**GIVEN EXERCISE:**
Copy out each line featuring the string "styles" from the entries beneath.

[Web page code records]
· · ·
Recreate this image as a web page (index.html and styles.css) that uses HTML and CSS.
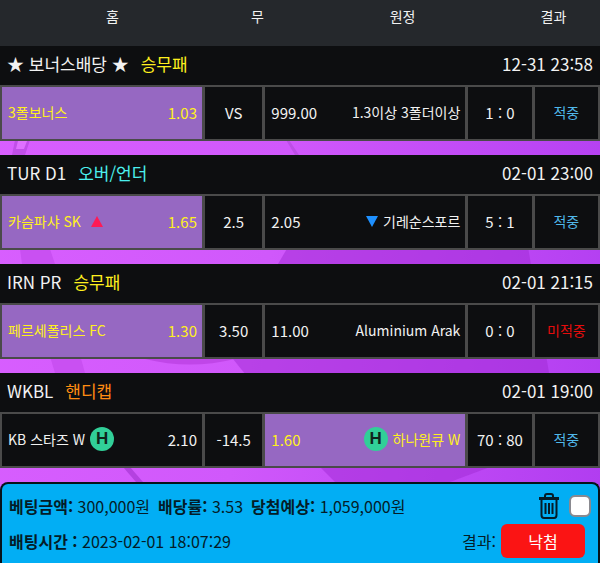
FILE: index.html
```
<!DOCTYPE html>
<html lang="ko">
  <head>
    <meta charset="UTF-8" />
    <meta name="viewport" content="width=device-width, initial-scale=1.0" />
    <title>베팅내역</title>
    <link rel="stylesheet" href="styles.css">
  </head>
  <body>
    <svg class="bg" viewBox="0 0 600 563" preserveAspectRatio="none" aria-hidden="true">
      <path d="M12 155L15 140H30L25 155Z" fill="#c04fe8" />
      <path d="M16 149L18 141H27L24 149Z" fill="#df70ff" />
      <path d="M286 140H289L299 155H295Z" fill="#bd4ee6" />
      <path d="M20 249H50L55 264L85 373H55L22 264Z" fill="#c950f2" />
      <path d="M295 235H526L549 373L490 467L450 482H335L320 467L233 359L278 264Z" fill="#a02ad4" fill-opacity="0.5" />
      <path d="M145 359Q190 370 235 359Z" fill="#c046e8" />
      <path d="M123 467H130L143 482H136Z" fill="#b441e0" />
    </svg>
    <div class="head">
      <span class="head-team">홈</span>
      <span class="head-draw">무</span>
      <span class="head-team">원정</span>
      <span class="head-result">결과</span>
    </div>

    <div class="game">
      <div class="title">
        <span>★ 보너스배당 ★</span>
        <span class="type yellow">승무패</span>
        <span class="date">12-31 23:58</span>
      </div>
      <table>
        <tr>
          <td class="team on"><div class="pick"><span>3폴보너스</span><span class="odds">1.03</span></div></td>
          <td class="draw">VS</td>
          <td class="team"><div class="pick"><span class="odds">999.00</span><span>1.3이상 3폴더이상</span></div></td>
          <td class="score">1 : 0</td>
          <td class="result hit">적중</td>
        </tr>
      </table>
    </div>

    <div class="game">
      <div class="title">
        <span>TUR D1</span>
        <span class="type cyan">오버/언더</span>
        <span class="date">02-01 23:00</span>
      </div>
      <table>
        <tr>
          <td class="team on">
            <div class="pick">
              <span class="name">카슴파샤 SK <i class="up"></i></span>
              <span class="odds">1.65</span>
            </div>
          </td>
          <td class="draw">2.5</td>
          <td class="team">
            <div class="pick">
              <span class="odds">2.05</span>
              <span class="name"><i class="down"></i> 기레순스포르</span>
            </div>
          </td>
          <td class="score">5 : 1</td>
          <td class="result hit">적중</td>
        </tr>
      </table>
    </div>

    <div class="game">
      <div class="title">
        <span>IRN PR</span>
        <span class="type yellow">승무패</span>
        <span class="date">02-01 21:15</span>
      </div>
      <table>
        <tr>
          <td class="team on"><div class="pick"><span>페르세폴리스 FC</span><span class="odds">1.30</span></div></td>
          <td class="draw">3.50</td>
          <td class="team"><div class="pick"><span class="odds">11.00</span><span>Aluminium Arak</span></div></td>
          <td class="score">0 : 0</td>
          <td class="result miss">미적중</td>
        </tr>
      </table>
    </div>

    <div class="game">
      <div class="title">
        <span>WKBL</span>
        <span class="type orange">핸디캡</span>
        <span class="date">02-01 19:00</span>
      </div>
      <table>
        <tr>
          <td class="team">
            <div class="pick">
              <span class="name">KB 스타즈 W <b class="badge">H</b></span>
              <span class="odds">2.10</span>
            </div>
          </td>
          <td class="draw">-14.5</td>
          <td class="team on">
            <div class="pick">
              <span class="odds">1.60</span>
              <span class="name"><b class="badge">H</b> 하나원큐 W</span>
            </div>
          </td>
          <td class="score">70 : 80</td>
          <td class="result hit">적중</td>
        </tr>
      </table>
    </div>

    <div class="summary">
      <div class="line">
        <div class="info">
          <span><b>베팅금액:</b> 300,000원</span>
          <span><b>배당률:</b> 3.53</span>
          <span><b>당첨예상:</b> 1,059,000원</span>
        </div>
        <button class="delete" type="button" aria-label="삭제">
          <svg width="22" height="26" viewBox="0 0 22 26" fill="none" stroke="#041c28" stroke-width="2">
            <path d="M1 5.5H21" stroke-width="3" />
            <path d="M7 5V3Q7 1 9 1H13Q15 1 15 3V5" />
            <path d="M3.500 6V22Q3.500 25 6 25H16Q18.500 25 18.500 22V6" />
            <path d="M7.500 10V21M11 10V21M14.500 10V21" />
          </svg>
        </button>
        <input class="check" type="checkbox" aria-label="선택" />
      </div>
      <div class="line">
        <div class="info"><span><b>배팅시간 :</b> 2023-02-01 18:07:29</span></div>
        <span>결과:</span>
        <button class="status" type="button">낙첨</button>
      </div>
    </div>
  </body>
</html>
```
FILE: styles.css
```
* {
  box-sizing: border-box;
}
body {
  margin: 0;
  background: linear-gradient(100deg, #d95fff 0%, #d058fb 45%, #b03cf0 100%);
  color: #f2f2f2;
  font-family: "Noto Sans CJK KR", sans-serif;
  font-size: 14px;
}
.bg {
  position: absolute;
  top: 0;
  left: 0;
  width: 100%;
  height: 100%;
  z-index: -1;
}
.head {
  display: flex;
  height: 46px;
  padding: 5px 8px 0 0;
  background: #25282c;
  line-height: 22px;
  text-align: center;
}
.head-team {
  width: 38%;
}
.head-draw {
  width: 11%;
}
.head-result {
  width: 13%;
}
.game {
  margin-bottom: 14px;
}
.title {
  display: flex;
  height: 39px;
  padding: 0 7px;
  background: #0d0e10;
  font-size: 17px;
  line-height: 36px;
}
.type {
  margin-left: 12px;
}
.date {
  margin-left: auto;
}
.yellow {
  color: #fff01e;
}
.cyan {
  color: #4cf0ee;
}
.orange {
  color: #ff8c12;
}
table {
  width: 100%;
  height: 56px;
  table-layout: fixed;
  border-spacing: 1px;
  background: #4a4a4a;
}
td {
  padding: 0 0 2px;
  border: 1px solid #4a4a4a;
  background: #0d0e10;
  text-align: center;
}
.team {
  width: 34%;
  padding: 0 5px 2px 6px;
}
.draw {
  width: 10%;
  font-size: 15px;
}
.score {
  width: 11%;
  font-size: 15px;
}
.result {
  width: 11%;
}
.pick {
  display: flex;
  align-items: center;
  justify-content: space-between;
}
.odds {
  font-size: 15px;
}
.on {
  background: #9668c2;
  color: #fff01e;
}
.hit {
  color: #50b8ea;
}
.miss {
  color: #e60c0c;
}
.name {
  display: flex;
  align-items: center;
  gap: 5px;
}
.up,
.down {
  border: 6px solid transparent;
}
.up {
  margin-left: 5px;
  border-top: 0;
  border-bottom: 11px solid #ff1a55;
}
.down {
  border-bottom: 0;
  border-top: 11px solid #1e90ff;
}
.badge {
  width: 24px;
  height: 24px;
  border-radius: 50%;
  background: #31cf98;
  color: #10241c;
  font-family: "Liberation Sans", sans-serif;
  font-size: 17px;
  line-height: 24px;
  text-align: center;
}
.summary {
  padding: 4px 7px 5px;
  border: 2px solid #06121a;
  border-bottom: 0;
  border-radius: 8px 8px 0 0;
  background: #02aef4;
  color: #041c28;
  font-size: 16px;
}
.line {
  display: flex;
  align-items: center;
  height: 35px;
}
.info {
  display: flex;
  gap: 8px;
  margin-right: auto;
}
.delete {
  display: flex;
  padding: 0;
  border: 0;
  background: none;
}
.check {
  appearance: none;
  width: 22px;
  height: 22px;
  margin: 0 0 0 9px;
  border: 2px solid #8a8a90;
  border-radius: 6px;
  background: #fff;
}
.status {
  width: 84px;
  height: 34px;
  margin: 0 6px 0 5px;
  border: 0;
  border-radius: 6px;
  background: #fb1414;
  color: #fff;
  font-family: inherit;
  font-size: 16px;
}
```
· · ·
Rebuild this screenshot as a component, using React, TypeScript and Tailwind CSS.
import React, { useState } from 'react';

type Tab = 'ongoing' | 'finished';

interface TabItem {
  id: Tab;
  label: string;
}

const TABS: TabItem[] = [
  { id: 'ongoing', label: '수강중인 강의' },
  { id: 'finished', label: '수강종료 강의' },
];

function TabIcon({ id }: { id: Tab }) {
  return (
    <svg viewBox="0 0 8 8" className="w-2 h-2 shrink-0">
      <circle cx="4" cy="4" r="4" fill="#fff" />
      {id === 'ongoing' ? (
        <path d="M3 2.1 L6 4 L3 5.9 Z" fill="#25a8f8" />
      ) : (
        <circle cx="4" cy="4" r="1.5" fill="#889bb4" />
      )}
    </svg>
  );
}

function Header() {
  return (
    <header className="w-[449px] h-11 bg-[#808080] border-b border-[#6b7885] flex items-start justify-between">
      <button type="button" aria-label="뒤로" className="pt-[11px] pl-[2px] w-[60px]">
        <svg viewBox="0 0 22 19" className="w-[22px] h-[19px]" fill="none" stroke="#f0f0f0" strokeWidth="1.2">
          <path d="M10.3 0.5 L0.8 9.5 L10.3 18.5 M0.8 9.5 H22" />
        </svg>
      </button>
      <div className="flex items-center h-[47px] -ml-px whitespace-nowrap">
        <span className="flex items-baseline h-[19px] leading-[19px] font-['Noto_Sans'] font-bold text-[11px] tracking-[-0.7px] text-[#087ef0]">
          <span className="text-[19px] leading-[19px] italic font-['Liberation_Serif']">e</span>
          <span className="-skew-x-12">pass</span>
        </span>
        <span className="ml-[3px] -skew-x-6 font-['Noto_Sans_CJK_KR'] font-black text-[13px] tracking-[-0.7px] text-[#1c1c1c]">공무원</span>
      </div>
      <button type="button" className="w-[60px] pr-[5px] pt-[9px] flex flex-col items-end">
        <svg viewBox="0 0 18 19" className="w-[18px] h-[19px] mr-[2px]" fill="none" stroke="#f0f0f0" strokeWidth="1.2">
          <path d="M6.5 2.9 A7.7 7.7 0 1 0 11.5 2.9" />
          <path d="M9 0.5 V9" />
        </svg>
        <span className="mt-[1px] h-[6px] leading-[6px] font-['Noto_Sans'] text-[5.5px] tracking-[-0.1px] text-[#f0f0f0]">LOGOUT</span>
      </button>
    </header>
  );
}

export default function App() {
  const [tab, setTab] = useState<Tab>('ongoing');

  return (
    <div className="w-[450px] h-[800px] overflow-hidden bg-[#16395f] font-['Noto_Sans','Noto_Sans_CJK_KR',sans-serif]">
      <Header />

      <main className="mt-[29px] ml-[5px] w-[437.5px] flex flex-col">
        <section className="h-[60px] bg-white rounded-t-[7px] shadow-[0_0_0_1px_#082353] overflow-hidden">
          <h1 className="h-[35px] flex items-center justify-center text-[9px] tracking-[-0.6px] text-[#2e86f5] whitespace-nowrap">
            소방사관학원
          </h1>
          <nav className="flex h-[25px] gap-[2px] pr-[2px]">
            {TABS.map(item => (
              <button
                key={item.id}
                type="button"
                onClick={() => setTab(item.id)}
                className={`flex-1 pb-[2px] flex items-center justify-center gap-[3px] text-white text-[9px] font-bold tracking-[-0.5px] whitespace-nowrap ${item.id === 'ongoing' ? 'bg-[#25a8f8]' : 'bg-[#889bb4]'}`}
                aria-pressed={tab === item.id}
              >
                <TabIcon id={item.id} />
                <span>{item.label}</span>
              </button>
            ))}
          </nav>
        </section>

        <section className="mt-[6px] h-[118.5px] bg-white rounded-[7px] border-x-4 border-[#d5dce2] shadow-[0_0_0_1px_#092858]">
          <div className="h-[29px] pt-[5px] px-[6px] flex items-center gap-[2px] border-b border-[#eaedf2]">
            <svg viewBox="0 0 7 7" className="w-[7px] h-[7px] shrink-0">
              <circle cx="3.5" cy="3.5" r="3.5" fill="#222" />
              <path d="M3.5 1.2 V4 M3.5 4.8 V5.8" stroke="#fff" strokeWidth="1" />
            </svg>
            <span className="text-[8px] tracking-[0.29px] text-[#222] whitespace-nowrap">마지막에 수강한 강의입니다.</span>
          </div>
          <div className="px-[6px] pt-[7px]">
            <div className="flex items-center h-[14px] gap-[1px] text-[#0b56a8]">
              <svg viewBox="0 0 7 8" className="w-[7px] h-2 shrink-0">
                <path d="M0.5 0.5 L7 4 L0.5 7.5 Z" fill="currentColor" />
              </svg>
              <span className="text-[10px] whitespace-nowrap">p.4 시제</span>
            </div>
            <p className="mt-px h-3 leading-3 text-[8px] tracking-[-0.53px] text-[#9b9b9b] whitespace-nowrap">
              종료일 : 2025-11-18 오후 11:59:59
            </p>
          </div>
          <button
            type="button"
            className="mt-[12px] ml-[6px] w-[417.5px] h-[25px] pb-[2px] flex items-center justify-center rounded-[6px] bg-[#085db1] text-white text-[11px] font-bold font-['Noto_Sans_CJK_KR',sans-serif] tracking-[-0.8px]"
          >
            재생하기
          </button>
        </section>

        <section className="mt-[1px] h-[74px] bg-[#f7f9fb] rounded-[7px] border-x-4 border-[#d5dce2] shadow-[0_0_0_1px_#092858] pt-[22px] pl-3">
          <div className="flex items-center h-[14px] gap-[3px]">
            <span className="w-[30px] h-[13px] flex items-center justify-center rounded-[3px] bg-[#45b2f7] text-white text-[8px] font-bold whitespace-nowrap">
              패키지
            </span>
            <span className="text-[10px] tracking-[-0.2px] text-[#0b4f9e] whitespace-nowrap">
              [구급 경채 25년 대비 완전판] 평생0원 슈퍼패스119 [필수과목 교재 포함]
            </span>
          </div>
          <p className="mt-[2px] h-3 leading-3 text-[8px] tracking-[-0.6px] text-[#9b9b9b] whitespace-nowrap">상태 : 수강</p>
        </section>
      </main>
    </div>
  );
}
· · ·
**OUTPUT FOR THIS EXERCISE:**
Recreate this image as a web page (index.html and styles.css) that uses HTML and CSS.
    <link rel="stylesheet" href="styles.css">
FILE: styles.css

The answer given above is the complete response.